-- Stated problem --
Extract every line of the material below and reproduce it faithfully.
--- begin Supplied data ---
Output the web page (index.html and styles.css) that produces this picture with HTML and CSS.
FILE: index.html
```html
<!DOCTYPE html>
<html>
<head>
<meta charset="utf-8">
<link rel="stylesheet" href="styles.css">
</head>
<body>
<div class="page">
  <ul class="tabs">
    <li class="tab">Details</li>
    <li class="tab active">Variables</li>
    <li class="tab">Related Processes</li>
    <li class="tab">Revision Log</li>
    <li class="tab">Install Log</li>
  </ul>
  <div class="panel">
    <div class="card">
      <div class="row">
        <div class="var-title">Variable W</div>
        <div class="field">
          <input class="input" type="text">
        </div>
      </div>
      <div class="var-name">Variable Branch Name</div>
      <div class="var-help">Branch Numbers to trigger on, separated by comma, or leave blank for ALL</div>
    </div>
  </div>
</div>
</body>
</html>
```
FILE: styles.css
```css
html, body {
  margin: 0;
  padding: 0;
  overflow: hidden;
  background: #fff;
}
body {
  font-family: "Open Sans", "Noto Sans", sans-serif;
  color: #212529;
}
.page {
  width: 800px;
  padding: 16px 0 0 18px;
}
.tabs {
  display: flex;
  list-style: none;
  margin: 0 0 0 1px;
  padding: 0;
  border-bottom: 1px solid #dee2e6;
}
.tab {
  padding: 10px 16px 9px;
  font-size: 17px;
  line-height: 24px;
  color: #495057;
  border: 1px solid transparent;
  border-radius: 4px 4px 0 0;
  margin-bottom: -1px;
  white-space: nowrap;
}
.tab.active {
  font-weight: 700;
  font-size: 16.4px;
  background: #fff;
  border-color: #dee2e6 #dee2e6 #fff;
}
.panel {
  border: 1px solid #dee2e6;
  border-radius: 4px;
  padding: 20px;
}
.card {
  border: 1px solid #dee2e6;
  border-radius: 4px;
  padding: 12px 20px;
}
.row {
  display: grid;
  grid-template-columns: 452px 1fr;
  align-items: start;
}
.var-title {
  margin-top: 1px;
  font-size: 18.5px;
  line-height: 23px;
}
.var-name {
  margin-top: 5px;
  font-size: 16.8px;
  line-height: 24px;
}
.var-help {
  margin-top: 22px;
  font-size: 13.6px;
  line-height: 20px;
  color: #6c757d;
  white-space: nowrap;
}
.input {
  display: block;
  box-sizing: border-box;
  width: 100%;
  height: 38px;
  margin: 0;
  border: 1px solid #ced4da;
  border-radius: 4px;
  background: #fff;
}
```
--- end Supplied data ---
-- Worked solution --
Output the web page (index.html and styles.css) that produces this picture with HTML and CSS.
FILE: index.html
```html
<!DOCTYPE html>
<html>
<head>
<meta charset="utf-8">
<link rel="stylesheet" href="styles.css">
</head>
<body>
<div class="page">
  <ul class="tabs">
    <li class="tab">Details</li>
    <li class="tab active">Variables</li>
    <li class="tab">Related Processes</li>
    <li class="tab">Revision Log</li>
    <li class="tab">Install Log</li>
  </ul>
  <div class="panel">
    <div class="card">
      <div class="row">
        <div class="var-title">Variable W</div>
        <div class="field">
          <input class="input" type="text">
        </div>
      </div>
      <div class="var-name">Variable Branch Name</div>
      <div class="var-help">Branch Numbers to trigger on, separated by comma, or leave blank for ALL</div>
    </div>
  </div>
</div>
</body>
</html>
```
FILE: styles.css
```css
html, body {
  margin: 0;
  padding: 0;
  overflow: hidden;
  background: #fff;
}
body {
  font-family: "Open Sans", "Noto Sans", sans-serif;
  color: #212529;
}
.page {
  width: 800px;
  padding: 16px 0 0 18px;
}
.tabs {
  display: flex;
  list-style: none;
  margin: 0 0 0 1px;
  padding: 0;
  border-bottom: 1px solid #dee2e6;
}
.tab {
  padding: 10px 16px 9px;
  font-size: 17px;
  line-height: 24px;
  color: #495057;
  border: 1px solid transparent;
  border-radius: 4px 4px 0 0;
  margin-bottom: -1px;
  white-space: nowrap;
}
.tab.active {
  font-weight: 700;
  font-size: 16.4px;
  background: #fff;
  border-color: #dee2e6 #dee2e6 #fff;
}
.panel {
  border: 1px solid #dee2e6;
  border-radius: 4px;
  padding: 20px;
}
.card {
  border: 1px solid #dee2e6;
  border-radius: 4px;
  padding: 12px 20px;
}
.row {
  display: grid;
  grid-template-columns: 452px 1fr;
  align-items: start;
}
.var-title {
  margin-top: 1px;
  font-size: 18.5px;
  line-height: 23px;
}
.var-name {
  margin-top: 5px;
  font-size: 16.8px;
  line-height: 24px;
}
.var-help {
  margin-top: 22px;
  font-size: 13.6px;
  line-height: 20px;
  color: #6c757d;
  white-space: nowrap;
}
.input {
  display: block;
  box-sizing: border-box;
  width: 100%;
  height: 38px;
  margin: 0;
  border: 1px solid #ced4da;
  border-radius: 4px;
  background: #fff;
}
```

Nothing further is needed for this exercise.